Search code examples
c#sql-serverlinqentity-framework-core.net-8.0

LINQ query using .All() returns fewer than expected results


I have written a LINQ query where I am searching an SQL database with a number of strings. For demonstration purposes, I'll hard-code the search strings as ["term1", "term2"]:

var terms = ["term1", "term2"];
var queryableTerms = terms.AsQueryable();

var results = await(
  from row in _context.table
    where
      row.col1 != null && row.col2 != null && row.col3 != null && row.col4 != null
      && queryableTerms.All(term =>
        row.col1.Contains(term)
        || row.col2.Contains(term)
        || row.col3.Contains(term)
        || row.col4.Contains(term))
    select row
  )
.ToListAsync();
...

This code returns around 60 results.
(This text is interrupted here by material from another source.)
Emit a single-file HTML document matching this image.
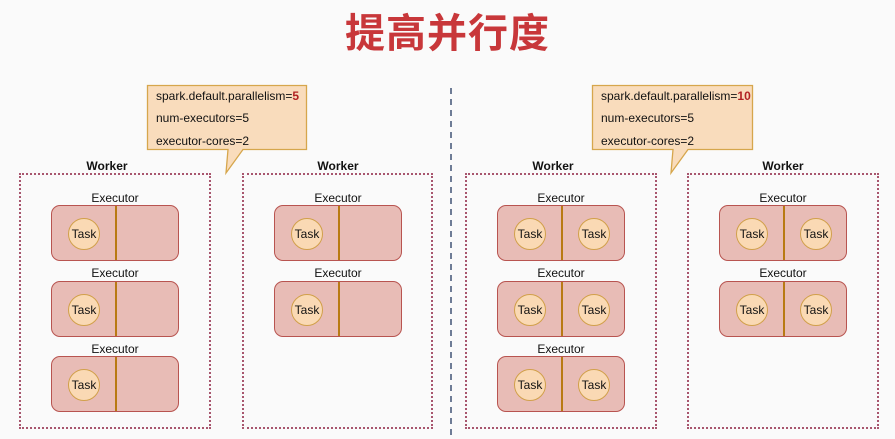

However, if I define terms in reverse as ["term2", "term1"], I get around 250 results. What could cause this to happen?

Additionally, if I explicitly check all the columns like this:

...
   && (row.col1.Contains(terms[0])
      || row.col2.Contains(terms[0])
      || row.col3.Contains(terms[0])
      || row.col4.Contains(terms[0]))
   && (row.col1.Contains(terms[1])
      || row.col2.Contains(terms[1])
      || row.col3.Contains(terms[1])
      || row.col4.Contains(terms[1]))
...

I get around 350 results from the database.

What am I doing wrong? I have had other people check my actual code and there is nothing wrong. The issue seems to be with the behaviour of LINQ. Is this something that can be fixed by using method syntax instead?

Thanks for reading.

EDIT: Here is the SQL that LINQ translates to

SELECT *
FROM [dbo].[table] AS [c]
WHERE [c].[col1] IS NOT NULL AND [c].[col2] IS NOT NULL AND [c].[col3] IS NOT NULL AND [c].[col4] IS NOT NULL AND NOT EXISTS (
    SELECT 1
    FROM (VALUES (CAST('term1' AS char(12))), ('term2')) AS [v]([Value])
    WHERE NOT (CHARINDEX([v].[Value], UPPER([c].[col1])) > 0 OR [v].[Value] LIKE '' OR CHARINDEX([v].[Value], UPPER([c].[col2])) > 0 OR [v].[Value] LIKE '' OR CHARINDEX([v].[Value], UPPER([c].[col3])) > 0 OR [v].[Value] LIKE '' OR CHARINDEX([v].[Value], UPPER([c].[col4])) > 0 OR [v].[Value] LIKE ''))

Same as the above reformatted for improved readability:

SELECT *
FROM dbo.table AS c
WHERE c.col1 IS NOT NULL
AND c.col2 IS NOT NULL
AND c.col3 IS NOT NULL
AND c.col4 IS NOT NULL
AND NOT EXISTS (
    SELECT 1
    FROM (
        VALUES
            (CAST('term1' AS char(12))),
            ('term2')
    ) AS v(Value)
    WHERE NOT (
        CHARINDEX(v.Value, UPPER(c.col1)) > 0
        OR v.Value LIKE ''
        OR CHARINDEX(v.Value, UPPER(c.col2)) > 0
        OR v.Value LIKE ''
        OR CHARINDEX(v.Value, UPPER(c.col3)) > 0
        OR v.Value LIKE ''
        OR CHARINDEX(v.Value, UPPER(c.col4)) > 0
        OR v.Value LIKE ''
    )
)

EDIT: Here is some information about the data returned by the two orders of terms: In the interest of clarity, lets assume all matches occur in col1. If the terms are as such ["term1", "term2"], all results are something like as follows:

"abcterm1 term2"
"123term1 abcterm2"
"term1 term2"
"term123 term2"
"abcterm1 term2"
"term1 term2"
etc...

on the other hand, if the terms are reversed: ["term2", "term1"], the results look something like this:

"term2 term1"
"term2 abcterm1"
"term234 term1"
"123term2 12term1"
etc...

Solution

  • After a lot of help from @TN, which you can see in the comments of the original post, I had the idea to try adding .Trim() to term in every .Contains():

    queryableTerms.All(term =>
            row.col1.Contains(term.Trim())
            || row.col2.Contains(term.Trim())
            || row.col3.Contains(term.Trim())
            || row.col4.Contains(term.Trim()))
    

    And this gave me my expected 355 results. So now the code works at least.

    This doesn't explain where the cast to a char(12) in the translated SQL comes from though.